Here’s a list of the most important changes in Emacs 30 as compared to
Emacs 29. The full list is too long to fit here, but can be read in the
Emacs NEWS file by typing C-h n inside Emacs.

Native compilation is now enabled by default. When Emacs is built on
a machine with ‘libgccjit’, this will improve Emacs performance in
many typical workloads.

Emacs has been ported to the Android operating system. See the file
java/INSTALL in the Emacs source distribution for details on how to
build it.

New user option trusted-contents to allow potentially dangerous
Emacs features which could execute arbitrary Lisp code. Use this
variable to list files and directories whose contents Emacs should
trust, thus allowing those potentially dangerous features when those
files are visited.

Numerous performance improvements, for example in parsing JSON,
reading data from subprocesses, handling output from Eshell and in
Shell mode, X selection requests, remote files, and so on.

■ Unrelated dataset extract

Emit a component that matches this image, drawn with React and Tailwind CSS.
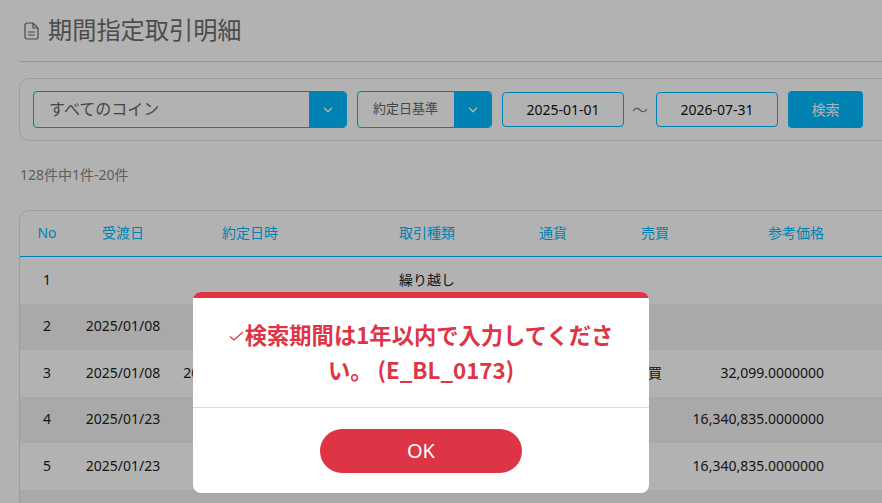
import React from 'react';
import { ChevronDown } from 'lucide-react';

const rows = [
  { no: 1, settle: '', time: '', kind: '繰り越し', side: '', price: '' },
  { no: 2, settle: '2025/01/08', time: '', kind: '', side: '', price: '' },
  { no: 3, settle: '2025/01/08', time: '2025/01/08 09:12:45', kind: '', side: '買', price: '32,099.0000000' },
  { no: 4, settle: '2025/01/23', time: '', kind: '', side: '', price: '16,340,835.0000000' },
  { no: 5, settle: '2025/01/23', time: '', kind: '', side: '', price: '16,340,835.0000000' },
  { no: 6, settle: '', time: '', kind: '', side: '', price: '' },
];

const gridCols = 'grid grid-cols-[54px_98px_156px_198px_54px_50px_50px_144px_100px] items-center';

function Select({ width, btn, text, textClass }) {
  return (
    <div className={`flex h-[37px] overflow-hidden rounded-[4px] border border-[#00bbff] ${width}`}>
      <div className={`flex-1 flex items-center pb-[1px] ${textClass}`}>{text}</div>
      <div className={`flex items-center justify-center bg-[#00bbff] ${btn}`}>
        <ChevronDown size={14} strokeWidth={2.5} className="text-white" />
      </div>
    </div>
  );
}

function DateBox({ value }) {
  return (
    <div className="flex h-[35px] w-[122px] items-center justify-center rounded-[4px] border border-[#00bbff] text-[14px] text-[#111]">
      {value}
    </div>
  );
}

export default function App() {
  return (
    <div className="relative h-screen w-full overflow-hidden bg-white font-['Noto_Sans','Noto_Sans_CJK_JP',sans-serif]">
      <div className="ml-[19px] w-[1000px]">
        <div className="flex h-[62px] items-center border-b border-[#d9d9d9] pl-[5px]">
          <svg width="15" height="18" viewBox="0 0 15 18" fill="none" stroke="#6a6a6a" strokeWidth="1.2" className="mr-[9px]">
            <path d="M1 3a2 2 0 0 1 2-2h6l5 5v9a2 2 0 0 1-2 2H3a2 2 0 0 1-2-2z" />
            <path d="M9 1v5h5M4 10h7M4 13h7" />
          </svg>
          <h1 className="text-[24.2px] leading-none text-[#6e6e6e]">期間指定取引明細</h1>
        </div>

        <div className="mt-[16px] flex h-[63px] items-center gap-[10px] rounded-[10px] border border-[#e3e3e3] pl-[13px]">
          <Select width="w-[314px]" btn="w-[37px]" text="すべてのコイン" textClass="pl-[15px] text-[16px] text-[#666]" />
          <Select width="w-[135px]" btn="w-[37px]" text="約定日基準" textClass="pl-[15px] text-[13px] text-[#666]" />
          <div className="flex items-center">
            <DateBox value="2025-01-01" />
            <span className="w-[32px] text-center text-[16px] text-[#888]">〜</span>
            <DateBox value="2026-07-31" />
          </div>
          <button className="h-[37px] w-[75px] rounded-[4px] bg-[#00bbff] text-[14px] text-white">検索</button>
        </div>

        <p className="mt-[24px] pl-[1px] text-[14px] leading-[20px] text-[#888]">128件中1件-20件</p>

        <div className="mt-[25px] rounded-t-[10px] border border-[#e0e0e0]">
          <div className={`${gridCols} h-[46px] border-b border-[#00bbff] pb-[2px] text-center text-[14px] text-[#00bbff]`}>
            <div>No</div>
            <div>受渡日</div>
            <div>約定日時</div>
            <div>取引種類</div>
            <div>通貨</div>
            <div />
            <div>売買</div>
            <div className="text-right">参考価格</div>
            <div />
          </div>
          {rows.map((r) => (
            <div key={r.no} className={`${gridCols} h-[46.5px] pb-[2px] text-center text-[14px] text-[#222] ${r.no % 2 === 0 ? 'bg-[#f2f2f2]' : ''}`}>
              <div>{r.no > 5 ? '' : r.no}</div>
              <div>{r.settle}</div>
              <div className="whitespace-nowrap">{r.time}</div>
              <div>{r.kind}</div>
              <div />
              <div />
              <div>{r.side}</div>
              <div className="text-right whitespace-nowrap">{r.price}</div>
              <div />
            </div>
          ))}
        </div>
      </div>

      <div className="fixed inset-0 bg-black/30" />

      <div className="absolute left-[193px] top-[292px] w-[456px] overflow-hidden rounded-[8px] bg-white">
        <div className="h-[6px] bg-[#dd3545]" />
        <div className="flex h-[110px] flex-col justify-center border-b border-[#dcdcdc] px-[31px] pb-[2px] text-center font-['Noto_Sans_CJK_JP',sans-serif] text-[22.3px] font-semibold leading-[35px] text-[#dd3545]">
          <p>
            <svg width="15" height="10" viewBox="0 0 15 10" fill="none" stroke="#dd3545" strokeWidth="1.2" className="mr-[1px] inline-block align-[3px]">
              <path d="M1 5.5 5 9l9-8" />
            </svg>
            検索期間は1年以内で入力してください。 (E_BL_0173)
          </p>
        </div>
        <div className="flex justify-center pt-[21px] pb-[20px]">
          <button className="h-[44px] w-[202px] rounded-full bg-[#dd3545] text-[20px] text-white">OK</button>
        </div>
      </div>
    </div>
  );
}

Native JSON support is now always available; libjansson is no longer
used.

New major modes based on the tree-sitter library library for editing
Elixir, HEEx, HTML, Lua, and PHP.

Support for the EditorConfig standard has been added, an
editor-neutral way to provide directory local (project-wide)
settings. It is enabled via a new global minor mode
editorconfig-mode which makes Emacs obey the .editorconfig files.

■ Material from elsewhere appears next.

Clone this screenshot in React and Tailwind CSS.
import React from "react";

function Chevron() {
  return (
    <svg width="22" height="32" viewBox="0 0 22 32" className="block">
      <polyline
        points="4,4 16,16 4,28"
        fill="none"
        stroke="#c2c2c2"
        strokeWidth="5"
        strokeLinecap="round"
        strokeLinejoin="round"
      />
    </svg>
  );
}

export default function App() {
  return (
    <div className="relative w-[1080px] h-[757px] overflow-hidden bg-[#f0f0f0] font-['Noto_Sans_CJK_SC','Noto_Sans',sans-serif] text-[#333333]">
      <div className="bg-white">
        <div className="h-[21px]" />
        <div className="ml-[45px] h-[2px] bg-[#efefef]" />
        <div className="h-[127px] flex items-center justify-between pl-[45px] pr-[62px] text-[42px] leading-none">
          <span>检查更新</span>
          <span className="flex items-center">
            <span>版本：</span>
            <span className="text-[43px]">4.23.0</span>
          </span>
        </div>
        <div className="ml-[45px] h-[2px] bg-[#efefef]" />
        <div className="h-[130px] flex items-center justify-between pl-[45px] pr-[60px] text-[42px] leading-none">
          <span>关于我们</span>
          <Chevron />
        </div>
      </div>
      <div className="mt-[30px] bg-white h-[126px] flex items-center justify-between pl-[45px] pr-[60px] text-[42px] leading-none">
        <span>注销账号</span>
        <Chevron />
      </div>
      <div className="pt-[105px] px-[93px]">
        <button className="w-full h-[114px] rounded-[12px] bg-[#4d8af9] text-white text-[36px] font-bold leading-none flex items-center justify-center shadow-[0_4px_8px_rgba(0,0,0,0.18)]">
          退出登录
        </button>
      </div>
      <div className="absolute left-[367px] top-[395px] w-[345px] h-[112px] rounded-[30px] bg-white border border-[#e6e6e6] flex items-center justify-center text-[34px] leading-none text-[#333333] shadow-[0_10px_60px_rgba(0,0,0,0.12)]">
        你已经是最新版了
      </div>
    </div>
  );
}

Support for touchscreens has been improved. On systems that
understand them (at present X, Android, PGTK, and MS-Windows), many
touch screen gestures are now implemented and translated into mouse
or gesture events, and support for tapping tool bar buttons and
opening menus has been added.

Tool bar tweaks. The new minor mode window-tool-bar-mode provides a
per-window toolbar. Toolbars can be placed on the bottom of a frame
by setting the tool-bar-position variable on all window systems but
GNUStep and macOS.

The ‘which-key’ package from GNU ELPA is now included in
Emacs. After enabling the minor mode mode which-key-mode, if you
enter C-x and wait for one second, the minibuffer will expand with
all available key bindings that follow C-x (or as many as space
allows).

New global minor mode kill-ring-deindent-mode. When enabled, text
being saved to the kill ring will be de-indented by the column
number at its start.

New minor mode visual-wrap-prefix-mode. Unlike M-q, the indentation
only happens on display, and doesn’t change the buffer text in any
way.

Automatic regeneration of TAGS files using the new global minor mode
etags-regen-mode.

Improved warnings from the byte-code compiler to aid Lisp
developers.

Support for underline colors on TTY frames.